Show all lines from the data that include the word "screenshot".

Data records:
-*-

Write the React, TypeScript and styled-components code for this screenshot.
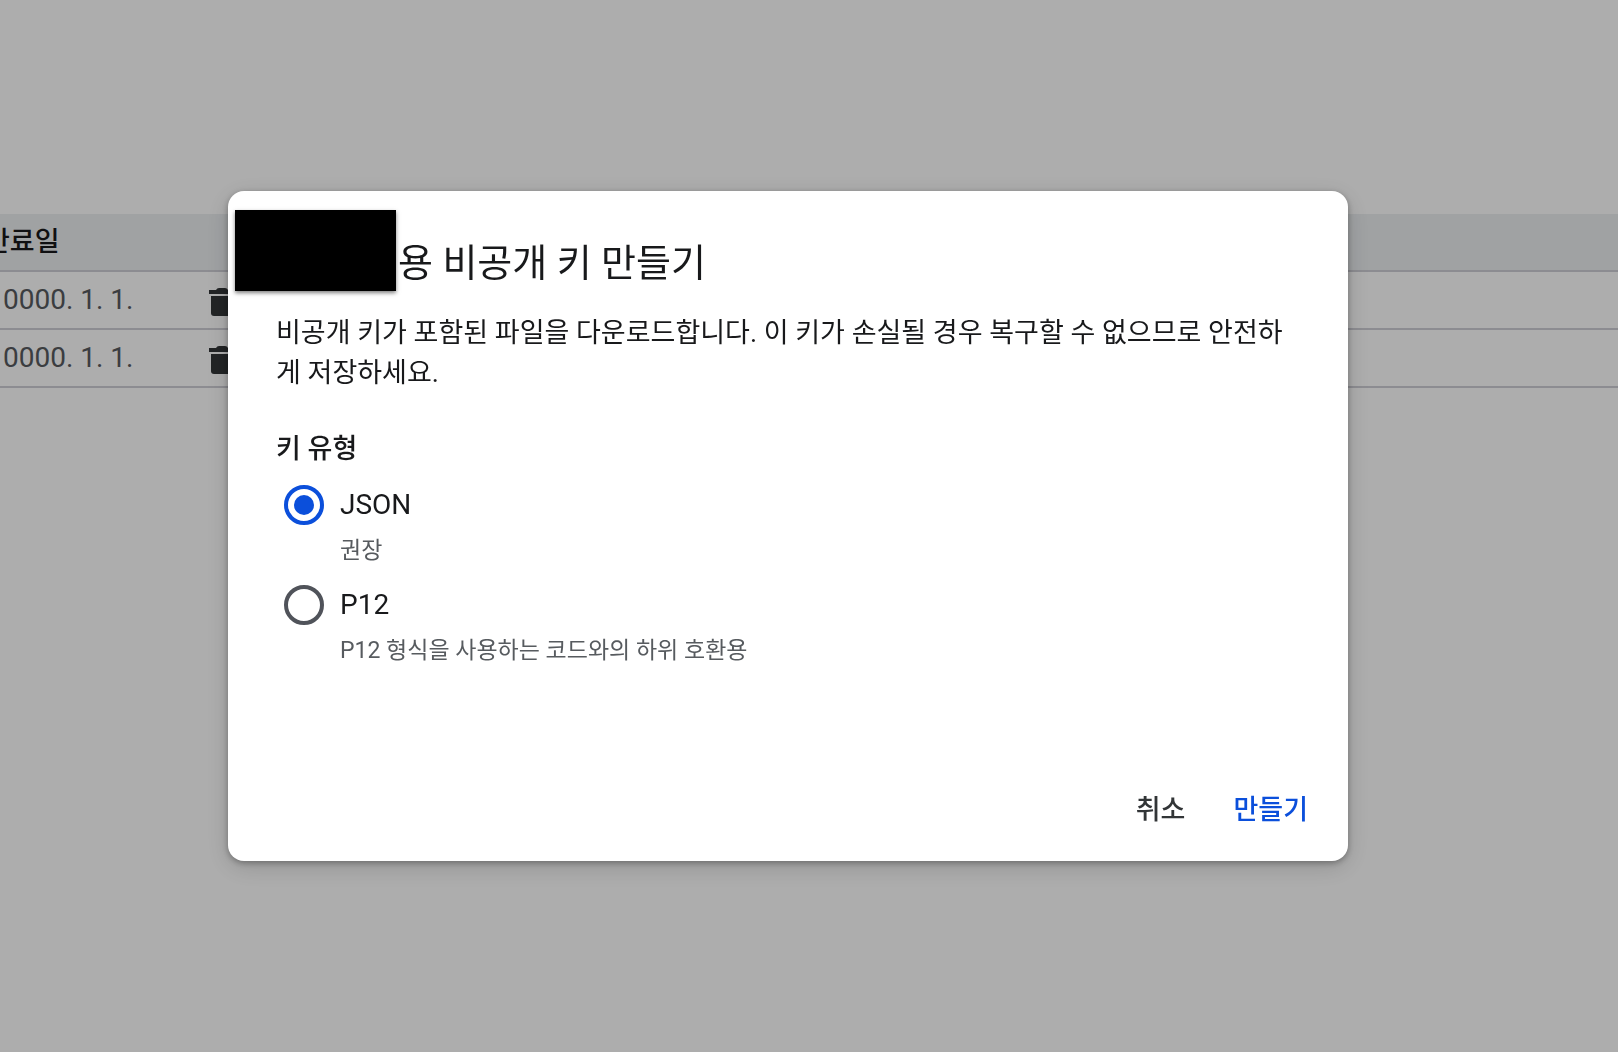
import React, { useState } from "react";
import styled, { createGlobalStyle } from "styled-components";

const GlobalStyle = createGlobalStyle`
  *, *::before, *::after {
    box-sizing: border-box;
  }
  body {
    margin: 0;
    overflow: hidden;
    background: #ffffff;
    color: #18191b;
    font-family: Roboto, "Noto Sans CJK KR", sans-serif;
    font-size: 27px;
    line-height: 40px;
  }
`;

const Page = styled.main`
  min-height: 100vh;
  padding-top: 214px;
  overflow: hidden;
`;

const KeyTable = styled.table`
  width: calc(100% + 31px);
  margin-left: -31px;
  border-collapse: separate;
  border-spacing: 0;
  table-layout: fixed;
`;

const HeadCell = styled.th<{ $width?: number }>`
  width: ${(p) => (p.$width ? `${p.$width}px` : "auto")};
  height: 58px;
  padding: 0 16px;
  border-bottom: 2px solid #cfcfd6;
  background: #eceff1;
  font-weight: 500;
  text-align: left;
  white-space: nowrap;
`;

const Cell = styled.td`
  height: 58px;
  padding: 0 0 0 34px;
  border-bottom: 2px solid #cfcfd6;
  color: #575b5f;
  font-size: 28px;
  white-space: nowrap;
`;

const ActionCell = styled(Cell)`
  padding: 0;
`;

const IconButton = styled.button`
  display: flex;
  margin: 0;
  padding: 4px 0 0;
  border: 0;
  background: none;
  color: #323537;
`;

const Overlay = styled.div`
  position: fixed;
  inset: 0;
  display: flex;
  align-items: center;
  justify-content: center;
  padding-right: 42px;
  background: rgba(0, 0, 0, 0.32);
`;

const Dialog = styled.section`
  width: 100%;
  max-width: 1120px;
  border-radius: 16px;
  background: #ffffff;
  box-shadow: 0 2px 6px rgba(0, 0, 0, 0.3), 0 6px 24px rgba(0, 0, 0, 0.16);
`;

const DialogHeader = styled.header`
  display: flex;
  align-items: flex-end;
  gap: 2px;
  padding: 19px 48px 0 7px;
`;

const Redaction = styled.span`
  width: 161px;
  height: 81px;
  background: #000000;
  box-shadow: 0 2px 4px rgba(0, 0, 0, 0.5);
`;

const Title = styled.h1`
  margin: 0;
  padding-bottom: 4px;
  font-size: 38px;
  font-weight: 400;
  line-height: 48px;
`;

const DialogBody = styled.div`
  padding: 22px 48px 0;
`;

const Description = styled.p`
  margin: 0 0 36px;
  word-break: break-all;
`;

const KeyTypes = styled.fieldset`
  display: flex;
  flex-direction: column;
  gap: 18px;
  min-width: 0;
  margin: 0;
  padding: 0;
  border: 0;
`;

const Legend = styled.legend`
  margin-bottom: 16px;
  padding: 0;
  font-weight: 500;
`;

const Option = styled.div`
  display: grid;
  grid-template-columns: 40px 1fr;
  column-gap: 16px;
  row-gap: 10px;
  padding-left: 8px;
`;

const Radio = styled.input`
  appearance: none;
  display: grid;
  place-content: center;
  width: 40px;
  height: 40px;
  margin: 0;
  border: 4px solid #50535a;
  border-radius: 50%;

  &:checked {
    border-color: #0b4fdb;
  }
  &:checked::before {
    content: "";
    width: 20px;
    height: 20px;
    border-radius: 50%;
    background: #0b4fdb;
  }
`;

const OptionLabel = styled.label`
  font-size: 28px;
`;

const Hint = styled.p`
  grid-column: 2;
  margin: 0;
  color: #575b5f;
  font-size: 23px;
  line-height: 32px;
`;

const DialogFooter = styled.footer`
  display: flex;
  justify-content: flex-end;
  gap: 16px;
  padding: 107px 24px 15px;
`;

const TextButton = styled.button<{ $primary?: boolean }>`
  height: 72px;
  padding: 0 16px;
  border: 0;
  background: none;
  color: ${(p) => (p.$primary ? "#0b4fdb" : "#323537")};
  font: inherit;
  font-weight: 500;
`;

const TrashIcon = () => (
  <svg width="26" height="28" viewBox="0 0 26 28" fill="currentColor" aria-hidden="true">
    <path d="M0 2h7q1-2 3-2h6q2 0 3 2h7v4H0z" />
    <path d="M2 8h22v17q0 3-3 3H5q-3 0-3-3z" />
  </svg>
);

const keyRows = ["0000. 1. 1.", "0000. 1. 1."];

const keyTypes = [
  { id: "json", label: "JSON", hint: "권장" },
  { id: "p12", label: "P12", hint: "P12 형식을 사용하는 코드와의 하위 호환용" },
];

export default function App() {
  const [selected, setSelected] = useState("json");

  return (
    <>
      <GlobalStyle />
      <Page>
        <KeyTable>
          <thead>
            <tr>
              <HeadCell $width={240}>만료일</HeadCell>
              <HeadCell />
            </tr>
          </thead>
          <tbody>
            {keyRows.map((date, index) => (
              <tr key={index}>
                <Cell>{date}</Cell>
                <ActionCell>
                  <IconButton type="button" aria-label="삭제">
                    <TrashIcon />
                  </IconButton>
                </ActionCell>
              </tr>
            ))}
          </tbody>
        </KeyTable>
      </Page>
      <Overlay>
        <Dialog role="dialog" aria-modal="true" aria-labelledby="dialog-title">
          <DialogHeader>
            <Redaction />
            <Title id="dialog-title">용 비공개 키 만들기</Title>
          </DialogHeader>
          <DialogBody>
            <Description>
              비공개 키가 포함된 파일을 다운로드합니다. 이 키가 손실될 경우 복구할 수 없으므로 안전하게 저장하세요.
            </Description>
            <KeyTypes>
              <Legend>키 유형</Legend>
              {keyTypes.map((type) => (
                <Option key={type.id}>
                  <Radio
                    type="radio"
                    name="key-type"
                    id={type.id}
                    checked={selected === type.id}
                    onChange={() => setSelected(type.id)}
                    aria-describedby={`${type.id}-hint`}
                  />
                  <OptionLabel htmlFor={type.id}>{type.label}</OptionLabel>
                  <Hint id={`${type.id}-hint`}>{type.hint}</Hint>
                </Option>
              ))}
            </KeyTypes>
          </DialogBody>
          <DialogFooter>
            <TextButton type="button">취소</TextButton>
            <TextButton type="button" $primary>
              만들기
            </TextButton>
          </DialogFooter>
        </Dialog>
      </Overlay>
    </>
  );
}
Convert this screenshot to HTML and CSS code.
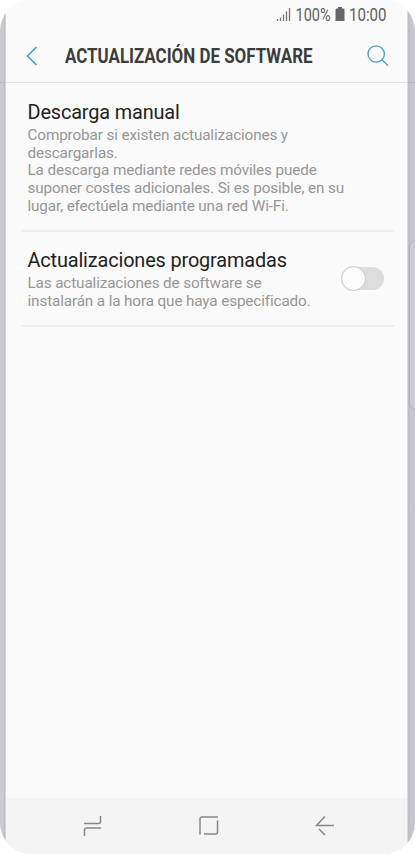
FILE: index.html
```html
<!DOCTYPE html>
<html lang="es">
<head>
<meta charset="utf-8">
<title>Actualización de software</title>
<link rel="stylesheet" href="styles.css">
</head>
<body>
<div class="phone">
  <div class="side-panel"></div>
  <main class="screen">
    <div class="status">
      <svg class="signal" width="16" height="15" viewBox="0 0 16 15"><path d="M1.500 14v-2M4.500 14v-3.500M7.500 14V7.500M10.500 14V4.500M13.500 14V1" stroke="#777" stroke-width="1.3"/></svg>
      <svg width="36" height="24"><text class="status-text" x="0.500" y="16" textLength="35" lengthAdjust="spacingAndGlyphs">100%</text></svg>
      <svg class="battery" width="10" height="14" viewBox="0 0 10 14"><path d="M3 0h4v1.500h1.200q1.300 0 1.300 1.300V14H.5V2.800Q.5 1.500 1.800 1.500H3z" fill="#666"/></svg>
      <svg class="clock" width="39" height="24"><text class="status-text" x="0" y="16" textLength="37.500" lengthAdjust="spacingAndGlyphs">10:00</text></svg>
    </div>
    <header class="header">
      <svg class="back" width="12" height="20" viewBox="0 0 12 20"><path d="M10.500 1L1.500 10l9 9" fill="none" stroke="#46a0c4" stroke-width="1.600"/></svg>
      <svg class="heading" width="250" height="30"><text class="heading-text" x="0" y="20" textLength="247.500" lengthAdjust="spacingAndGlyphs">ACTUALIZACIÓN DE SOFTWARE</text></svg>
      <svg class="search" width="22" height="22" viewBox="0 0 22 22"><g fill="none" stroke="#46a0c4" stroke-width="1.300"><circle cx="9.200" cy="9" r="8.200"/><path d="M15 14.800l6 6"/></g></svg>
    </header>
    <section class="row manual">
      <div>
        <h2>Descarga manual</h2>
        <p>Comprobar si existen actualizaciones y<br>descargarlas.<br>La descarga mediante redes móviles puede<br>suponer costes adicionales. Si es posible, en su<br>lugar, efectúela mediante una red Wi-Fi.</p>
      </div>
    </section>
    <section class="row scheduled">
      <div>
        <h2>Actualizaciones programadas</h2>
        <p>Las actualizaciones de software se<br>instalarán a la hora que haya especificado.</p>
      </div>
      <div class="switch"><span class="knob"></span></div>
    </section>
    <nav class="nav">
      <svg width="20" height="22" viewBox="0 0 20 22"><path d="M1 8.500h14.500q2 0 2-2V1M18 13H3.500q-2 0-2 2v6"/></svg>
      <svg width="20" height="22" viewBox="0 0 20 22"><path d="M19 2H3Q1 2 1 4v15.500M5 19h11.500q2 0 2-2V5.500"/></svg>
      <svg width="20" height="22" viewBox="0 0 20 22"><path d="M19 10.500H1.500L10 1.500M4 14l6 6"/></svg>
    </nav>
  </main>
  <div class="side-panel right"><div class="side-key"></div></div>
</div>
</body>
</html>
```
FILE: styles.css
```css
* { box-sizing: border-box; }
body { margin: 0; background: #fff; font-family: Roboto, sans-serif; overflow: hidden; }
.phone { position: relative; display: flex; width: 415px; height: 854px; overflow: hidden; border-radius: 31px; background: #fafafa; }
.side-panel { flex: 0 0 6px; min-width: 0; background: linear-gradient(#fafafa 13px, transparent 13px 82px, #b9bac0 82px 83px, transparent 83px), linear-gradient(90deg, #cbccd2, #c8c9cf 70%, #b9bac0); border-right: 1px solid #d5d5d8; }
.side-panel.right { flex-basis: 8px; padding-top: 240px; background: linear-gradient(#fafafa 11px, transparent 11px 82px, #b4b5bc 82px 83px, transparent 83px), linear-gradient(90deg, #bcbdc4, #c6c7cf 50%, #c4c5cd); border: 0; border-left: 1px solid #dcdcdf; }
.side-key { width: 14px; height: 170px; margin-left: 1px; border: 1px solid #adaeb5; border-radius: 7px; background: #cbccd3; }
.screen { display: flex; flex-direction: column; flex: 1; min-width: 0; background: #fafafa; }
svg { display: block; flex: none; overflow: visible; }
.status { display: flex; height: 30px; padding: 5px 0 0 270px; }
.signal { margin: 2px 3px 0 0; }
.battery { margin: 2px 4.5px 0 3.5px; }
.status-text { font-size: 17.5px; fill: #606060; }
.header { display: flex; align-items: flex-start; height: 53px; border-bottom: 1px solid #e0e1e3; }
.back { margin: 16px 0 0 20px; }
.heading { margin: 13px 0 0 27px; }
.heading-text { font-size: 19.8px; font-weight: 700; fill: #3c3c3c; }
.search { margin: 15px 18px 0 auto; }
.row { display: flex; margin: 0 13px 0 15px; padding: 0 0 0 6.5px; border-bottom: 2px solid #efefef; }
.manual { height: 149px; padding-top: 17px; }
.scheduled { height: 95px; padding-top: 16px; }
h2 { margin: 0; font-size: 19.9px; line-height: 26px; font-weight: 400; letter-spacing: -0.15px; color: #222; white-space: nowrap; }
p { margin: 1px 0 0; font-size: 15.3px; line-height: 17.7px; letter-spacing: -0.14px; color: #969696; white-space: nowrap; }
.switch { width: 42px; height: 23px; margin: 19px 10px 0 auto; border-radius: 12px; background: #dcdcdc; }
.knob { display: block; width: 25px; height: 25px; margin: -1px 0 0 -1px; border: 1px solid #c6c6c6; border-radius: 50%; background: #fcfcfc; }
.nav { display: flex; justify-content: space-between; align-items: flex-start; height: 56px; margin-top: auto; padding: 17px 72px 0 76.5px; background: #f4f4f4; }
.nav path { fill: none; stroke: #888; stroke-width: 1.5; }
```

-*-

**THE ANSWER**
Write the React, TypeScript and styled-components code for this screenshot.
Convert this screenshot to HTML and CSS code.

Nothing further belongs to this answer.